Religion
- Affiliation: Orthodox Judaism
- Ecclesiastical or organisational status: Synagogue
- Leadership: Eli and Wendy Hauser
- Status: Active

Location
- Location: 7 Locust Street, Buzzards Bay, Onset, Massachusetts 02532
- Country: United States
- Coordinates: 41°44′36″N 70°39′04″W﻿ / ﻿41.743284°N 70.651231°W

Architecture
- Completed: 1948
- Materials: Clapboard

Website
- capecodshul.org

= Congregation Beth Israel (Onset, Massachusetts) =

Orthodox synagogue in Massachusetts, US

Congregation Beth Israel (בית ישראל), sometimes called Cape Cod Shul and officially Congregation Beth Israel of Onset Cape Cod, is an Orthodox Jewish congregation and synagogue located at 7 Locust Street, Onset, on Cape Cod, Massachusetts, in the United States.

Historically, it is well known as the summer synagogue of Rabbi Joseph B. Soloveitchik and some of his students from the 1950s until the mid-1960s, when his wife died. The clapboard building was originally a furniture store, before it was converted to a synagogue in 1948.
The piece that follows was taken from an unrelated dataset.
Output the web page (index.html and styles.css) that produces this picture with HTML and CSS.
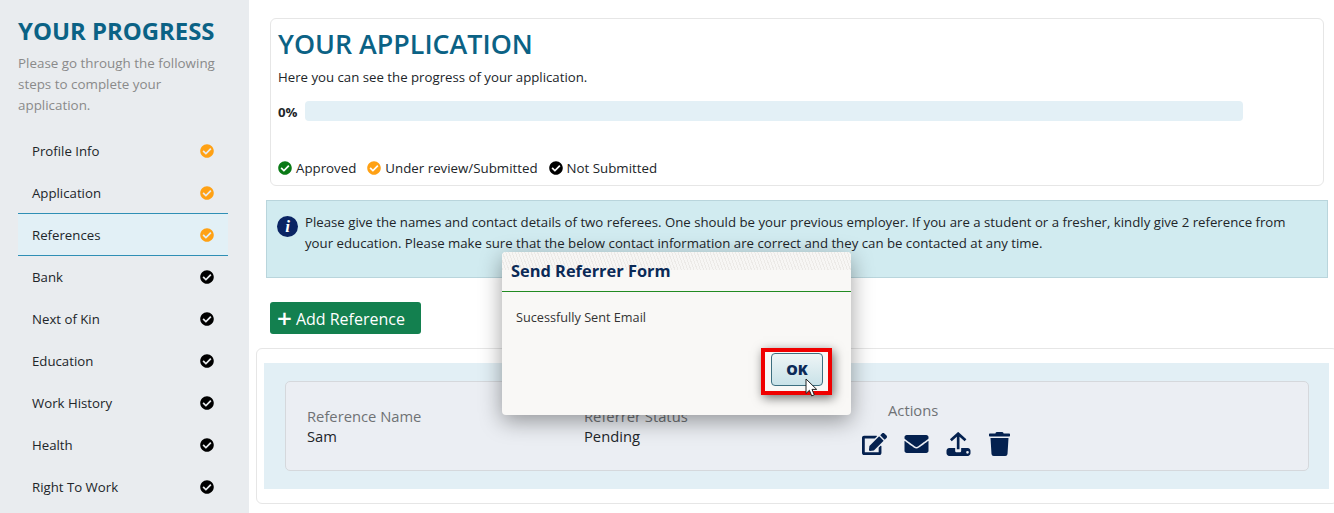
FILE: index.html
```html
<!DOCTYPE html>
<html lang="en">
  <head>
    <meta charset="UTF-8" />
    <meta name="viewport" content="width=device-width, initial-scale=1" />
    <title>Your Application</title>
    <link rel="stylesheet" href="styles.css">
  </head>
  <body>
    <svg class="defs" width="0" height="0">
      <symbol id="check" viewBox="0 0 512 512">
        <path d="M504 256c0 136.967-111.033 248-248 248S8 392.967 8 256 119.033 8 256 8s248 111.033 248 248zM227.314 387.314l184-184c6.248-6.248 6.248-16.379 0-22.627l-22.627-22.627c-6.248-6.249-16.379-6.249-22.628 0L216 308.118l-70.059-70.059c-6.248-6.248-16.379-6.248-22.628 0l-22.627 22.627c-6.248 6.248-6.248 16.379 0 22.627l104 104c6.249 6.249 16.379 6.249 22.628.001z" />
      </symbol>
    </svg>

    <div class="app">
      <aside class="sidebar">
        <h2 class="side-title">YOUR PROGRESS</h2>
        <p class="side-text">Please go through the following steps to complete your application.</p>
        <ul class="steps">
          <li class="step">Profile Info <svg class="tick orange"><use href="#check" /></svg></li>
          <li class="step">Application <svg class="tick orange"><use href="#check" /></svg></li>
          <li class="step active">References <svg class="tick orange"><use href="#check" /></svg></li>
          <li class="step">Bank <svg class="tick black"><use href="#check" /></svg></li>
          <li class="step">Next of Kin <svg class="tick black"><use href="#check" /></svg></li>
          <li class="step">Education <svg class="tick black"><use href="#check" /></svg></li>
          <li class="step">Work History <svg class="tick black"><use href="#check" /></svg></li>
          <li class="step">Health <svg class="tick black"><use href="#check" /></svg></li>
          <li class="step">Right To Work <svg class="tick black"><use href="#check" /></svg></li>
        </ul>
      </aside>

      <main class="content">
        <section class="progress-card">
          <h1 class="page-title">YOUR APPLICATION</h1>
          <p class="page-text">Here you can see the progress of your application.</p>
          <div class="progress-row">
            <b class="percent">0%</b>
            <div class="bar"></div>
          </div>
          <div class="legend">
            <span class="legend-item"><svg class="tick green"><use href="#check" /></svg>Approved</span>
            <span class="legend-item"><svg class="tick orange"><use href="#check" /></svg>Under review/Submitted</span>
            <span class="legend-item"><svg class="tick black"><use href="#check" /></svg>Not Submitted</span>
          </div>
        </section>

        <div class="notice">
          <span class="info-icon">i</span>
          <p>Please give the names and contact details of two referees. One should be your previous employer. If you are a student or a fresher, kindly give 2 reference from your education. Please make sure that the below contact information are correct and they can be contacted at any time.</p>
        </div>

        <button class="add-btn"><span class="plus">+</span> Add Reference</button>

        <section class="ref-card">
          <div class="ref-band">
            <div class="ref-row">
              <div class="col col-name">
                <div class="col-label">Reference Name</div>
                <div class="col-value">Sam</div>
              </div>
              <div class="col col-status">
                <div class="col-label">Referrer Status</div>
                <div class="col-value">Pending</div>
              </div>
              <div class="col col-actions">
                <div class="col-label">Actions</div>
                <div class="actions">
                  <svg class="action" viewBox="0 0 576 512"><path d="M402.6 83.2l90.2 90.2c3.8 3.8 3.8 10 0 13.8L274.4 405.6l-92.8 10.3c-12.4 1.4-22.9-9.1-21.5-21.5l10.3-92.8L388.8 83.2c3.8-3.8 10-3.8 13.8 0zm162-22.9l-48.8-48.8c-15.2-15.2-39.9-15.2-55.2 0l-35.4 35.4c-3.8 3.8-3.8 10 0 13.8l90.2 90.2c3.8 3.8 10 3.8 13.8 0l35.4-35.4c15.2-15.3 15.2-40 0-55.2zM384 346.2V448H64V128h229.8c3.2 0 6.2-1.3 8.5-3.5l40-40c7.6-7.6 2.2-20.5-8.5-20.5H48C21.5 64 0 85.5 0 112v352c0 26.5 21.5 48 48 48h352c26.5 0 48-21.5 48-48V306.2c0-10.7-12.9-16-20.5-8.5l-40 40c-2.2 2.3-3.5 5.3-3.5 8.5z" /></svg>
                  <svg class="action" viewBox="0 0 512 512"><path d="M502.3 190.8c3.9-3.1 9.7-.2 9.7 4.7V400c0 26.5-21.5 48-48 48H48c-26.5 0-48-21.5-48-48V195.6c0-5 5.7-7.8 9.7-4.7 22.4 17.4 52.1 39.5 154.1 113.6 21.1 15.4 56.7 47.8 92.2 47.6 35.7.3 72-32.8 92.3-47.6 102-74.1 131.6-96.3 154-113.7zM256 320c23.2.4 56.6-29.2 73.4-41.4 132.7-96.3 142.8-104.7 173.4-128.7 5.8-4.5 9.2-11.5 9.2-18.9v-19c0-26.5-21.5-48-48-48H48C21.5 64 0 85.5 0 112v19c0 7.4 3.4 14.3 9.2 18.9 30.6 23.9 40.7 32.4 173.4 128.7 16.8 12.2 50.2 41.8 73.4 41.4z" /></svg>
                  <svg class="action" viewBox="0 0 72 72"><path d="M13 25 35 5l22 20M35 5v47" fill="none" stroke="#04214f" stroke-width="8" /><path d="M8 48h18v8c0 3 2 5 5 5h8c3 0 5-2 5-5v-8h20c4 0 8 4 8 8v8c0 4-4 8-8 8H8c-4 0-8-4-8-8v-8c0-4 4-8 8-8zm55 9a4 4 0 1 0 0 8 4 4 0 0 0 0-8z" fill-rule="evenodd" /></svg>
                  <svg class="action trash" viewBox="0 0 448 512"><path d="M432 32H312l-9.4-18.7A24 24 0 0 0 281.1 0H166.8a23.72 23.72 0 0 0-21.4 13.3L136 32H16A16 16 0 0 0 0 48v32a16 16 0 0 0 16 16h416a16 16 0 0 0 16-16V48a16 16 0 0 0-16-16zM53.2 467a48 48 0 0 0 47.9 45h245.8a48 48 0 0 0 47.9-45L416 128H32z" /></svg>
                </div>
              </div>
            </div>
          </div>
        </section>
      </main>
    </div>

    <div class="modal">
      <div class="modal-noise"></div>
      <h3 class="modal-title">Send Referrer Form</h3>
      <p class="modal-text">Sucessfully Sent Email</p>
      <div class="modal-foot">
        <div class="highlight">
          <button class="ok-btn">OK</button>
        </div>
      </div>
    </div>

    <svg class="cursor" viewBox="0 0 12 19"><path d="M1 1v14.5l3.4-3.2 2.3 5.6 2.6-1.1-2.3-5.4h4.7z" fill="#fff" stroke="#222" stroke-width="1" stroke-linejoin="round" /></svg>
  </body>
</html>
```

FILE: styles.css
```css
* {
  box-sizing: border-box;
}
html, body {
  margin: 0;
  height: 100%;
  overflow: hidden;
}
body {
  font-family: "Open Sans", "Noto Sans", sans-serif;
  font-size: 13.22px;
  color: #212529;
  background: #fff;
}
.defs {
  position: absolute;
}
.app {
  display: flex;
  height: 513px;
}

/* sidebar */
.sidebar {
  width: 249px;
  flex: none;
  background: #e9ecef;
  padding: 15px 21px 0 18px;
}
.side-title {
  margin: 0;
  font-size: 23.9px;
  line-height: 32px;
  font-weight: 700;
  color: #0b6285;
  white-space: nowrap;
}
.side-text {
  margin: 6px 0 0;
  font-size: 13.4px;
  line-height: 21px;
  color: #8a8a8a;
}
.steps {
  list-style: none;
  margin: 14px 0 0;
  padding: 0;
}
.step {
  height: 42px;
  display: flex;
  align-items: center;
  justify-content: space-between;
  padding: 0 14px 0 14px;
  color: #212529;
}
.step.active {
  height: 43px;
  margin-top: -1px;
  background: #e2f0f6;
  border-top: 1px solid #2f8fb5;
  border-bottom: 1px solid #2f8fb5;
}
.tick {
  width: 14px;
  height: 14px;
  flex: none;
}
.orange { fill: #ffa114; }
.black { fill: #000; }
.green { fill: #0a7a16; }

/* main column */
.content {
  flex: 1;
  min-width: 0;
  padding: 18px 0 0 7px;
}
.progress-card {
  margin: 0 10px 0 14px;
  height: 168px;
  border: 1px solid #e6e6e6;
  border-radius: 6px;
  padding: 7px 7px 0;
}
.page-title {
  margin: 0;
  font-size: 26.85px;
  line-height: 36px;
  font-weight: 600;
  color: #0b6285;
}
.page-text {
  margin: 5px 0 0;
  line-height: 20px;
}
.progress-row {
  display: flex;
  align-items: center;
  gap: 7px;
  margin-top: 14px;
}
.percent {
  width: 20px;
  padding-top: 2px;
}
.bar {
  width: 938px;
  height: 20px;
  background: #e3f0f6;
  border-radius: 4px;
}
.legend {
  display: flex;
  gap: 11px;
  margin-top: 37px;
  font-size: 13.3px;
}
.legend-item {
  display: flex;
  align-items: center;
  gap: 4px;
  line-height: 20px;
}
.notice {
  margin: 14px 6px 0 10px;
  height: 78px;
  background: #d1ebf0;
  border: 1px solid #b9d5dc;
  display: flex;
  gap: 7px;
  padding: 11px 30px 0 10px;
}
.notice p {
  margin: 0;
  line-height: 21px;
}
.info-icon {
  width: 21px;
  height: 21px;
  flex: none;
  margin-top: 4px;
  border-radius: 50%;
  background: #0a2463;
  color: #fff;
  font-family: "Liberation Serif", serif;
  font-style: italic;
  font-weight: 700;
  font-size: 17px;
  line-height: 21px;
  text-align: center;
}
.add-btn {
  display: flex;
  align-items: center;
  gap: 4px;
  margin: 24px 0 0 14px;
  width: 151px;
  height: 32px;
  padding: 2px 0 0 7px;
  border: none;
  border-radius: 3px;
  background: #13804f;
  color: #fff;
  font-family: inherit;
  font-size: 16px;
  white-space: nowrap;
}
.plus {
  font-size: 26px;
  font-weight: 600;
  line-height: 20px;
  margin-top: -2px;
}
.ref-card {
  margin: 14px -4px 0 0;
  height: 156px;
  border: 1px solid #e6e6e6;
  border-radius: 6px;
  padding: 14px 8px 14px 7px;
}
.ref-band {
  height: 126px;
  background: #e2eff5;
  padding: 18px 20px 18px 21px;
}
.ref-row {
  height: 90px;
  display: flex;
  background: #ebeef3;
  border: 1px solid #d5d8dc;
  border-radius: 5px;
}
.col {
  font-size: 14.75px;
}
.col-name {
  width: 298px;
  padding: 24px 0 0 21px;
}
.col-status {
  width: 304px;
  padding: 24px 0 0 0;
}
.col-actions {
  padding-top: 18px;
}
.col-label {
  color: #6f7275;
  line-height: 20px;
}
.col-value {
  line-height: 20px;
}
.actions {
  display: flex;
  align-items: center;
  gap: 17px;
  margin: 12px 0 0 -26px;
}
.action {
  width: 25px;
  height: 24px;
  fill: #04214f;
}
.action.trash {
  margin-left: -1px;
}

/* modal sits over the page */
.modal {
  position: absolute;
  left: 502px;
  top: 252px;
  width: 349px;
  height: 163px;
  background: #f9f8f6;
  border-radius: 4px;
  box-shadow: 0 6px 22px rgba(0, 0, 0, 0.38);
  overflow: hidden;
}
.modal-noise {
  position: absolute;
  left: 0;
  right: 0;
  top: 0;
  height: 18px;
  background: repeating-linear-gradient(70deg, #eceae7 0 1px, #f7f6f4 1px 3px);
}
.modal-title {
  position: relative;
  margin: 0;
  height: 40px;
  padding: 7px 0 0 9px;
  border-bottom: 1px solid #228b22;
  font-size: 16.4px;
  line-height: 24px;
  font-weight: 700;
  color: #0b2a57;
}
.modal-text {
  margin: 16px 0 0 14px;
  font-size: 12.7px;
  line-height: 18px;
  color: #333;
}
.modal-foot {
  display: flex;
  justify-content: flex-end;
  margin: 22px 19px 0 0;
}
.highlight {
  width: 71px;
  height: 47px;
  border: 4px solid #f00000;
  padding: 1px 0 0 6px;
  box-shadow: 2px 3px 10px rgba(0, 0, 0, 0.55);
}
.ok-btn {
  display: block;
  width: 52px;
  height: 33px;
  padding: 0;
  border: 1px solid #3d6f80;
  border-radius: 4px;
  background: linear-gradient(#eef5f6, #c9e2e8);
  color: #0b2a57;
  font-family: inherit;
  font-size: 14.5px;
  font-weight: 800;
}
.cursor {
  position: absolute;
  left: 805px;
  top: 378px;
  width: 12px;
  height: 19px;
}
```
Initially a destination for Jewish vacationers from Boston, Beth Israel now attracts Jews from Toronto, Montreal, and New York City from a "wide cross-section of Orthodoxy", including "Young Israel, Chabad, Chasidim from Montreal, Charedim, Carlebach Chasidim, very-left wing (Edah) and 'Conservadox'." The synagogue maintains three daily minyans throughout the summer and through the High Holidays.